With strong El Niño conditions now established in the Pacific Ocean, Southern California has been getting a taste of what might be in store this winter: lots of desperately needed rain, but also dangerous mudslides and flash flooding.
After several hours of heavy rain, mud and debris cascaded down hillsides north of Los Angeles on Thursday, blocking two freeways, including Interstate 5, the critical artery linking this city with San Francisco, Sacramento and Seattle. Mud, sometimes up to windshields, swallowed hundreds of vehicles across the region. Traffic coming south toward Los Angeles all but stopped, stranding travelers far from home...
In all, about 115 cars and 75 tractor-trailers were stuck on the Route 58 freeway. No injuries were reported, but 300 people were evacuated, and many spent the night at American Red Cross shelters. Some remained in their vehicles overnight and did not get out until Friday morning, said Ray Pruitt, a spokesman for the Kern County Sheriff’s Department.
More than 100 vehicles were still lined up on the highway on Friday, Mr. Pruitt said, and bulldozers had gotten stuck trying to clear them out.

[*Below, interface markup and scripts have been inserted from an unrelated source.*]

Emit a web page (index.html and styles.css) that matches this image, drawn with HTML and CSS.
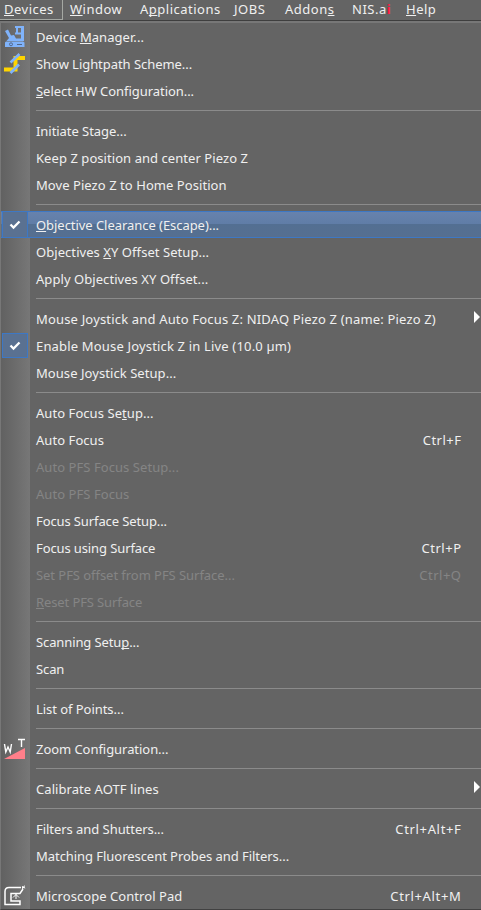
FILE: index.html
```html
<!DOCTYPE html>
<html lang="en">
<head>
<meta charset="utf-8">
<title>Devices</title>
<link rel="stylesheet" href="styles.css">
</head>
<body>
<nav class="menubar">
  <span class="tab tab-open"><u>D</u>evices</span>
  <span class="tab tab-window"><u>W</u>indow</span>
  <span class="tab tab-applications">A<u>p</u>plications</span>
  <span class="tab tab-jobs">JOBS</span>
  <span class="tab tab-addons">Addon<u>s</u></span>
  <span class="tab tab-nis">NIS.a<b>i</b></span>
  <span class="tab tab-help"><u>H</u>elp</span>
</nav>
<main class="menu">
  <div class="item"><span class="gutter"><svg class="icon" width="24" height="27" viewBox="0 0 24 27"><path fill="#80b3fa" d="M12 3h9v15H10l-1 0H3.500L6 15 2 8l3-1.500 3 6 3-.500 2 3.500h5v-4h-6V9.500h1V5h-1zM15 5v4.500h3V5zM3 18.500h17l1.500 1V24H2v-4.500z"/><circle cx="8" cy="21.300" r="1.500" fill="#80b3fa" stroke="#526789"/><path stroke="#526789" d="M14 21.500h5"/></svg></span><span class="label">Device <u>M</u>anager...</span></div>
  <div class="item"><span class="gutter"><svg class="icon" width="24" height="27" viewBox="0 0 24 27"><path fill="none" stroke="#ffd500" stroke-width="4" d="M1 19.500h11.500V8H22"/><path stroke="#80b3fa" stroke-width="2.600" d="M7.500 12.500l9-8.500M7.500 23l8.500-8.500"/></svg></span><span class="label snug">Show Lightpath Scheme...</span></div>
  <div class="item"><span class="label snug"><u>S</u>elect HW Configuration...</span></div>
  <div class="separator"></div>
  <div class="item"><span class="label snug">Initiate Stage...</span></div>
  <div class="item"><span class="label">Keep Z position and center Piezo Z</span></div>
  <div class="item"><span class="label">Move Piezo Z to Home Position</span></div>
  <div class="separator"></div>
  <div class="item selected"><span class="gutter checked"><svg width="12" height="10" viewBox="0 0 12 10"><path d="M1.500 4.500l3 3 6-6"/></svg></span><span class="label snug"><u>O</u>bjective Clearance (Escape)...</span></div>
  <div class="item"><span class="label">Objectives <u>X</u>Y Offset Setup...</span></div>
  <div class="item"><span class="label">Apply Objectives XY Offset...</span></div>
  <div class="separator"></div>
  <div class="item"><span class="label loose">Mouse Joystick and Auto Focus Z: NIDAQ Piezo Z (name: Piezo Z)</span><i class="arrow"></i></div>
  <div class="item"><span class="gutter checked"><svg width="12" height="10" viewBox="0 0 12 10"><path d="M1.500 4.500l3 3 6-6"/></svg></span><span class="label loose">Enable Mouse Joystick Z in Live (10.0 µm)</span></div>
  <div class="item"><span class="label">Mouse Joystick Setup...</span></div>
  <div class="separator"></div>
  <div class="item"><span class="label">Auto Focus Se<u>t</u>up...</span></div>
  <div class="item"><span class="label">Auto Focus</span><span class="shortcut">Ctrl+F</span></div>
  <div class="item disabled"><span class="label">Auto PFS Focus Setup...</span></div>
  <div class="item disabled"><span class="label">Auto PFS Focus</span></div>
  <div class="item"><span class="label tight">Focus Surface Setup...</span></div>
  <div class="item"><span class="label tight">Focus using Surface</span><span class="shortcut">Ctrl+P</span></div>
  <div class="item disabled"><span class="label snug">Set PFS offset from PFS Surface...</span><span class="shortcut">Ctrl+Q</span></div>
  <div class="item disabled"><span class="label tight"><u>R</u>eset PFS Surface</span></div>
  <div class="separator"></div>
  <div class="item"><span class="label tight">Scanning Setu<u>p</u>...</span></div>
  <div class="item"><span class="label tight">Scan</span></div>
  <div class="separator"></div>
  <div class="item"><span class="label snug">List of Points...</span></div>
  <div class="separator"></div>
  <div class="item"><span class="gutter"><svg class="icon" width="24" height="27" viewBox="0 0 24 27"><path fill="#ff7f8a" d="M1 24L22 13v11z"/><path fill="none" stroke="#fff" stroke-width="1.400" d="M1.500 9l1.300 8L5 12l2.200 5L8.500 9M15 4.500h7M18.500 4.500V12"/></svg></span><span class="label snug">Zoom Configuration...</span></div>
  <div class="separator"></div>
  <div class="item"><span class="label">Calibrate AOTF lines</span><i class="arrow"></i></div>
  <div class="separator"></div>
  <div class="item"><span class="label snug">Filters and Shutters...</span><span class="shortcut wide">Ctrl+Alt+F</span></div>
  <div class="item"><span class="label snug">Matching Fluorescent Probes and Filters...</span></div>
  <div class="separator"></div>
  <div class="item"><span class="gutter"><svg class="icon" width="24" height="27" viewBox="0 0 24 27"><path fill="none" stroke="#fff" stroke-width="1.500" d="M18 5.500H6Q2 5.500 2 9.500V22.500H17V19H8V11.500H17L20 7"/><path fill="none" stroke="#fff" d="M13 12v5M10 15.500l3-3 3 3"/><path fill="#fff" d="M19 4l1.500.500L22 3l-.500 2 1 1.500-2-.500L19 7.500z"/></svg></span><span class="label">Microscope Control Pad</span><span class="shortcut wide">Ctrl+Alt+M</span></div>
</main>
</body>
</html>
```
FILE: styles.css
```css
* { box-sizing: border-box; }
body {
  margin: 0;
  width: 481px;
  height: 910px;
  overflow: hidden;
  background: #646464;
  color: #f0f0f0;
  font: 13px/20px "Noto Sans", sans-serif;
}
u {
  text-decoration: underline 1px;
  text-underline-offset: 1px;
  text-decoration-skip-ink: none;
}
.menubar {
  display: flex;
  height: 21px;
  border-bottom: 1px solid #3e3e3e;
  line-height: 18px;
  letter-spacing: 0.5px;
}
.tab { flex: none; white-space: nowrap; }
.tab-open {
  width: 63px;
  padding-left: 4px;
  border-right: 1px solid #a5a8a3;
  border-bottom: 1px solid #a5a8a3;
}
.tab-window { width: 77px; padding-left: 7px; }
.tab-applications { width: 94px; }
.tab-jobs { width: 51px; }
.tab-addons { width: 67px; }
.tab-nis { width: 54px; }
.tab-nis b { color: #ff173f; font-weight: 700; }
.menu {
  height: 889px;
  border-top: 2px solid #777;
  border-left: 1px solid #777;
  border-bottom: 1px solid #414141;
  background: linear-gradient(90deg, #616161, #777) 0 0 / 29px 100% no-repeat #646464;
}
.item {
  display: flex;
  height: 27px;
  align-items: center;
  padding-left: 35px;
  white-space: nowrap;
}
.item:has(.gutter) { padding-left: 0; }
.gutter {
  display: flex;
  flex: none;
  width: 27px;
  height: 25px;
  margin-right: 8px;
  align-items: center;
}
.icon { flex: none; margin-left: 2px; }
.checked {
  justify-content: center;
  margin-left: 1px;
  width: 26px;
  border: 1px solid #3d78c5;
  background: #5a7191;
}
.checked path { fill: none; stroke: #fff; stroke-width: 2.3; }
.selected {
  border-top: 1px solid #3d78c5;
  border-bottom: 1px solid #3d78c5;
  background: linear-gradient(#6782ad, #607da7 46%, #536f92 50%, #566f90);
}
.selected .checked { border-top: 0; border-bottom: 0; }
.label, .shortcut { padding-top: 1px; }
.label { letter-spacing: 0.06px; }
.loose { letter-spacing: 0.17px; }
.snug { letter-spacing: -0.05px; }
.tight { letter-spacing: -0.11px; }
.disabled { color: #858585; }
.shortcut { margin-left: auto; margin-right: 19.5px; letter-spacing: 0.5px; }
.wide { letter-spacing: 0.66px; }
.arrow {
  margin: 0 1px 3px auto;
  border-left: 6px solid #fff;
  border-top: 6px solid transparent;
  border-bottom: 6px solid transparent;
}
.separator {
  height: 13px;
  padding: 6px 0 6px 35px;
}
.separator::before {
  content: "";
  display: block;
  height: 1px;
  background: #8b8b8b;
}
```
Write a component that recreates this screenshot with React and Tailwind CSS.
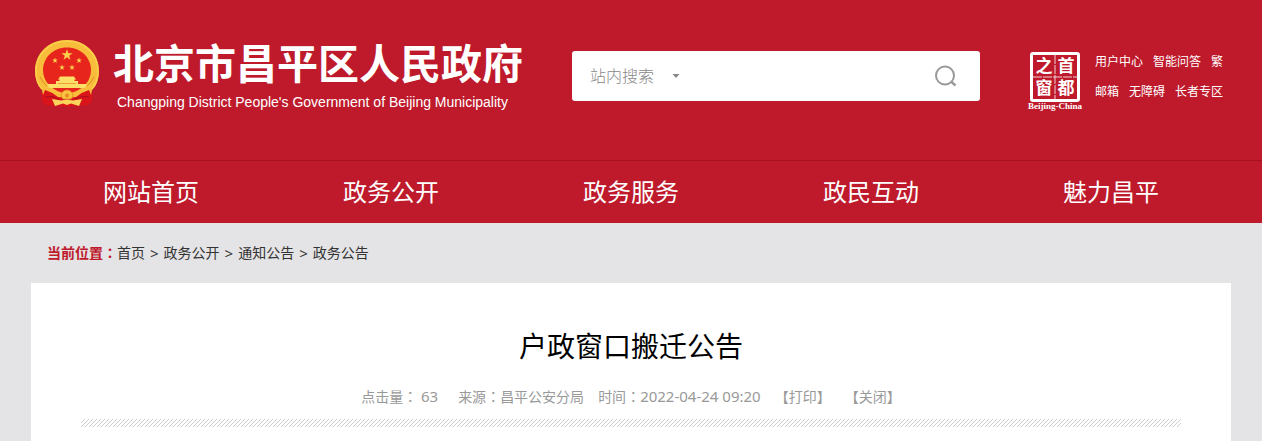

“There are four to five feet of mud covering the highway in both directions,” Mr. Pruitt said. “It basically looks like a wall of mud. I’m looking at semis buried in four feet of mud. It’s a miracle no one was seriously hurt.”
Rain was heaviest just southwest of Lancaster, where more than three inches fell in just an hour; golfball-size hail was also reported in the area. Funnel clouds were seen near Lake Hughes, not far from the mudslide on Interstate 5.
With more rain expected, flash flood warnings remained in place for much of the region on Friday.